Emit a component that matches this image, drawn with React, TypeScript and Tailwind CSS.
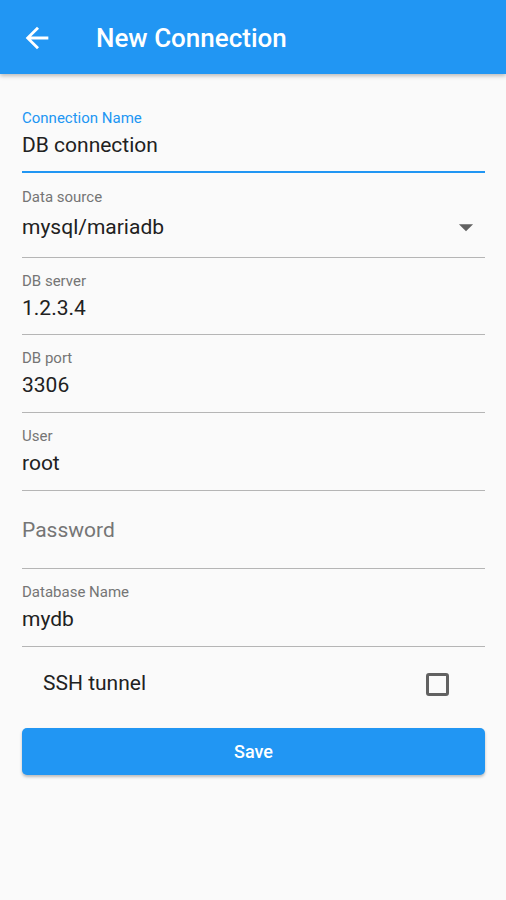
import { useState } from "react";

type FieldProps = {
  label: string;
  value: string;
  focused?: boolean;
  tight?: boolean;
};

function Field({ label, value, focused = false, tight = false }: FieldProps) {
  return (
    <div
      className={
        focused
          ? "pt-[13px] pb-[12px] border-b-2 border-[#2196f3]"
          : tight
            ? "pt-[13px] pb-[12px] border-b border-[#b5b5b5]"
            : "pt-[13px] pb-[13px] border-b border-[#b5b5b5]"
      }
    >
      <div
        className={`h-[20px] leading-[20px] text-[15px] ${focused ? "text-[#2196f3]" : "text-[#757575]"}`}
      >
        {label}
      </div>
      <div className="mt-[3px] h-[28px] leading-[28px] text-[21px] text-[#212121]">{value}</div>
    </div>
  );
}

export default function App() {
  const [ssh, setSsh] = useState(false);

  return (
    <div className="min-h-[900px] bg-[#fafafa] font-['Roboto',sans-serif]">
      <header className="h-[74px] bg-[#2196f3] flex items-center pl-[20px] pt-[2px] shadow-[0_2px_4px_rgba(0,0,0,0.25)] relative z-10">
        <svg width="34" height="34" viewBox="0 0 24 24" fill="white">
          <path d="M20 11H7.83l5.59-5.59L12 4l-8 8 8 8 1.41-1.41L7.83 13H20v-2z" />
        </svg>
        <h1 className="ml-[42px] text-[26px] font-medium text-white leading-none">New Connection</h1>
      </header>

      <main className="pl-[22px] pr-[21px] pt-[21px]">
        <Field label="Connection Name" value="DB connection" focused />

        <div className="pt-[14px] pb-[16px] border-b border-[#b5b5b5]">
          <div className="h-[20px] leading-[20px] text-[15px] text-[#757575]">Data source</div>
          <div className="mt-[6px] h-[28px] flex items-center justify-between">
            <span className="leading-[28px] text-[21px] text-[#212121]">mysql/mariadb</span>
            <svg width="34" height="34" viewBox="0 0 24 24" fill="#616161" className="mr-[2px]">
              <path d="M7 10l5 5 5-5z" />
            </svg>
          </div>
        </div>

        <Field label="DB server" value="1.2.3.4" tight />
        <Field label="DB port" value="3306" />
        <Field label="User" value="root" />

        <div className="pt-[25px] pb-[24px] border-b border-[#b5b5b5]">
          <div className="h-[28px] leading-[28px] text-[21px] text-[#757575]">Password</div>
        </div>

        <Field label="Database Name" value="mydb" />

        <div className="h-[74px] flex items-center justify-between pl-[21px] pr-[36px]">
          <span className="text-[21px] text-[#212121]">SSH tunnel</span>
          <button
            type="button"
            onClick={() => setSsh(!ssh)}
            className="w-[23px] h-[23px] border-[3px] border-[#616161] rounded-[3px]"
          />
        </div>

        <button
          type="button"
          className="mt-[7px] w-full h-[47px] rounded-[5px] bg-[#2196f3] text-white text-[18px] font-medium shadow-[0_2px_3px_rgba(0,0,0,0.25)]"
        >
          Save
        </button>
      </main>
    </div>
  );
}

────────────────

▸ **Task objective**: Repeat the material above verbatim, with no pictures in the output.

▸ **Answer to this exercise**:
Emit a component that matches this image, drawn with React, TypeScript and Tailwind CSS.
import { useState } from "react";

type FieldProps = {
  label: string;
  value: string;
  focused?: boolean;
  tight?: boolean;
};

function Field({ label, value, focused = false, tight = false }: FieldProps) {
  return (
    <div
      className={
        focused
          ? "pt-[13px] pb-[12px] border-b-2 border-[#2196f3]"
          : tight
            ? "pt-[13px] pb-[12px] border-b border-[#b5b5b5]"
            : "pt-[13px] pb-[13px] border-b border-[#b5b5b5]"
      }
    >
      <div
        className={`h-[20px] leading-[20px] text-[15px] ${focused ? "text-[#2196f3]" : "text-[#757575]"}`}
      >
        {label}
      </div>
      <div className="mt-[3px] h-[28px] leading-[28px] text-[21px] text-[#212121]">{value}</div>
    </div>
  );
}

export default function App() {
  const [ssh, setSsh] = useState(false);

  return (
    <div className="min-h-[900px] bg-[#fafafa] font-['Roboto',sans-serif]">
      <header className="h-[74px] bg-[#2196f3] flex items-center pl-[20px] pt-[2px] shadow-[0_2px_4px_rgba(0,0,0,0.25)] relative z-10">
        <svg width="34" height="34" viewBox="0 0 24 24" fill="white">
          <path d="M20 11H7.83l5.59-5.59L12 4l-8 8 8 8 1.41-1.41L7.83 13H20v-2z" />
        </svg>
        <h1 className="ml-[42px] text-[26px] font-medium text-white leading-none">New Connection</h1>
      </header>

      <main className="pl-[22px] pr-[21px] pt-[21px]">
        <Field label="Connection Name" value="DB connection" focused />

        <div className="pt-[14px] pb-[16px] border-b border-[#b5b5b5]">
          <div className="h-[20px] leading-[20px] text-[15px] text-[#757575]">Data source</div>
          <div className="mt-[6px] h-[28px] flex items-center justify-between">
            <span className="leading-[28px] text-[21px] text-[#212121]">mysql/mariadb</span>
            <svg width="34" height="34" viewBox="0 0 24 24" fill="#616161" className="mr-[2px]">
              <path d="M7 10l5 5 5-5z" />
            </svg>
          </div>
        </div>

        <Field label="DB server" value="1.2.3.4" tight />
        <Field label="DB port" value="3306" />
        <Field label="User" value="root" />

        <div className="pt-[25px] pb-[24px] border-b border-[#b5b5b5]">
          <div className="h-[28px] leading-[28px] text-[21px] text-[#757575]">Password</div>
        </div>

        <Field label="Database Name" value="mydb" />

        <div className="h-[74px] flex items-center justify-between pl-[21px] pr-[36px]">
          <span className="text-[21px] text-[#212121]">SSH tunnel</span>
          <button
            type="button"
            onClick={() => setSsh(!ssh)}
            className="w-[23px] h-[23px] border-[3px] border-[#616161] rounded-[3px]"
          />
        </div>

        <button
          type="button"
          className="mt-[7px] w-full h-[47px] rounded-[5px] bg-[#2196f3] text-white text-[18px] font-medium shadow-[0_2px_3px_rgba(0,0,0,0.25)]"
        >
          Save
        </button>
      </main>
    </div>
  );
}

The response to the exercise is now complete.